Prior to the Saudi invasion, Yemen already faced high population growth, food and water scarcity, widespread poverty, and economic stagnation. And these have been exacerbated by a Saudi naval blockade, putatively meant to keep out arms but also preventing desperately needed food supplies from reaching the country, 90 percent of which are imported. Even when the food makes it through, Saudi destruction of critical infrastructure, like bridges and ports, makes it difficult to reach populations displaced by the fighting. The Saudis have assaulted cities, putting poverty stricken urban residents on the run in a country that is already resource poor. And they have targeted civilian gatherings, like a wedding party in which they killed 140.

The crisis in Yemen is complex, so it has been easy to treat the famine as a mere accident of war and consequence of state failure. But famines are seldom accidental and almost always preventable.

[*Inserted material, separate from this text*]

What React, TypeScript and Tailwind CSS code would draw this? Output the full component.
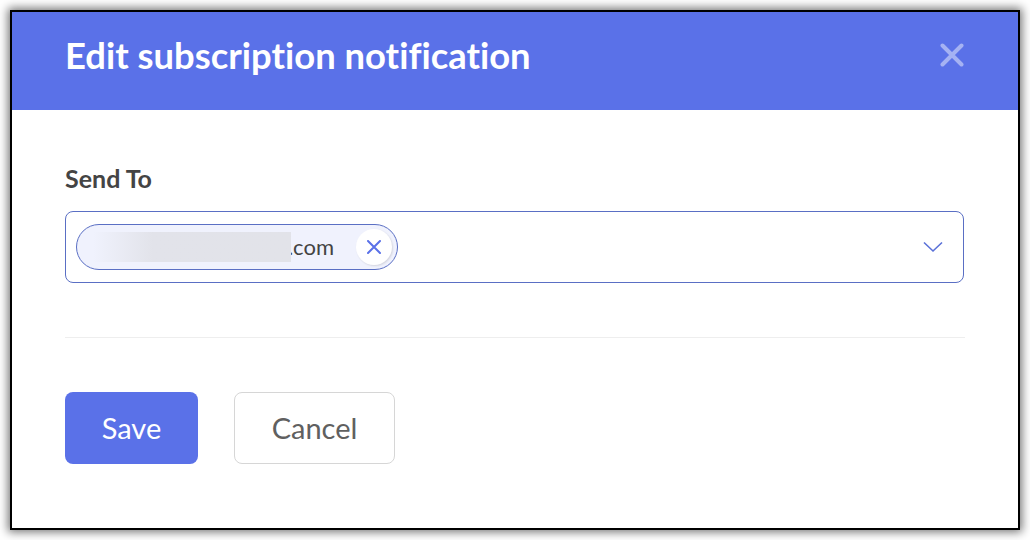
const App = () => {
  return (
    <div className="w-[1030px] h-[540px] bg-white p-[10px] font-['Lato',sans-serif] [font-variant-ligatures:none]">
      <div className="w-[1010px] h-[520px] border-2 border-black bg-white shadow-[0_0_9px_2px_rgba(0,0,0,0.55)] flex flex-col">
        {/* Header */}
        <div className="h-[98px] shrink-0 bg-[#5a71e8] flex items-center justify-between pl-[53px] pr-[56px] pb-[12px]">
          <h1 className="text-[36.4px] leading-[44px] font-bold text-white">Edit subscription notification</h1>
          <svg className="-mr-[2px]" width="24" height="24" viewBox="0 0 24 24" fill="none" stroke="#a5b2f3" strokeWidth="4" strokeLinecap="round">
            <path d="M2.5 2.5 L21.5 21.5 M21.5 2.5 L2.5 21.5" />
          </svg>
        </div>

        {/* Body */}
        <div className="flex-1 px-[53px] pt-[53px]">
          <label className="block text-[25px] leading-[30px] font-bold text-[#444444]">Send To</label>
          <div className="mt-[18px] w-[899px] h-[72px] border border-[#5a6fc4] rounded-[8px] flex items-center justify-between pl-[10px] pr-[20px]">
            <div className="relative h-[46px] w-[322px] border border-[#5a6fc4] rounded-full bg-[#f0f2fd] flex items-center justify-end pr-[5px]">
              {/* blurred address */}
              <div className="absolute left-[16px] top-[7px] w-[198px] h-[30px] bg-gradient-to-r from-[#f0f2fd] via-[#e2e3ea] via-[30%] to-[#e2e3e9]" />
              <span className="text-[22px] leading-[28px] text-[#444444] mr-[22px] -mt-[1px]">.com</span>
              <div className="w-[36px] h-[36px] rounded-full bg-white shadow-[1px_1px_2px_rgba(0,0,0,0.12)] flex items-center justify-center">
                <svg width="14" height="14" viewBox="0 0 14 14" fill="none" stroke="#5a71e8" strokeWidth="2" strokeLinecap="round">
                  <path d="M1 1 L13 13 M13 1 L1 13" />
                </svg>
              </div>
            </div>
            <svg width="20" height="12" viewBox="0 0 20 12" fill="none" stroke="#5a71d8" strokeWidth="1.6">
              <path d="M1 1.5 L10 10 L19 1.5" />
            </svg>
          </div>

          <div className="mt-[54px] w-[900px] h-px bg-[#eeeeee]" />

          <div className="mt-[54px] flex gap-[36px]">
            <button className="w-[133px] h-[72px] rounded-[8px] bg-[#5a71e8] text-white text-[29px]">Save</button>
            <button className="w-[161px] h-[72px] rounded-[8px] border border-[#d6d6d6] bg-white text-[#606060] text-[29px]">Cancel</button>
          </div>
        </div>
      </div>
    </div>
  );
};

export default App;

Perhaps the world’s foremost scholar of famines, Amartya Sen, a Nobel Laureate in Economics for his work on the issue, notes that famines are almost always political and easily preventable. When food is not reaching a population it is because the powers that be are either using it as a weapon or suppressing critical information relating to the famine. Sen is famous for having first noticed that no major famine has ever occurred in a democracy, arguing this is because information on the famine always gets out when there is freedom of speech and the press. The corollary is that famines have been quite common under colonial regimes, which may be the best way to think of what is happening in Yemen: foreign powers control the country and their backers at home are reluctant to view the famine as stemming from political causes.

Famine in Yemen seems less a consequence and more a weapon of war.

Secretary of State Kerry has repeatedly pressed for cease-fire agreements, which would allow desperately needed aid to reach starving populations, but his efforts have been contradictory, pressing for cease fires while at the same time arming the most dangerous power. And they have been subverted by warring parties.

It is difficult to imagine President Trump exercising the same caution and restraint. Far more likely, he simply will not care and will back the Saudis to the hilt. But if that is the case, he may find himself overseeing a full-on genocide with millions of children dying before the court of world opinion. If the Obama administration has contributed to the crisis reluctantly, Trump may do so wholeheartedly. And it is quite possible his business interests in Saudi Arabia will lead him to give the thumbs up to their most brutal tactics.

The idea that millions of people might up-and-die in a famine in this day and age might seem simply unimaginable.

And this is how it may have appeared to Chinese officials in Mao’s Great Famine, which killed 45 million from 1958 to 1962. Information from the countryside was suppressed or ignored, as completely irrational economic policies collapsed the rural economy and market for food. As reports of starvation rolled in, Chairman Mao drifted into denial amid a nightly orgy of hedonistic delights in which he stopped bathing and brushing his teeth.

If the Obama administration cannot end the fighting now by dropping support for Saudi Arabia, it is quite possible history will repeat itself in another country on the other side of the world, also upended by civil conflict and revolutionary changes.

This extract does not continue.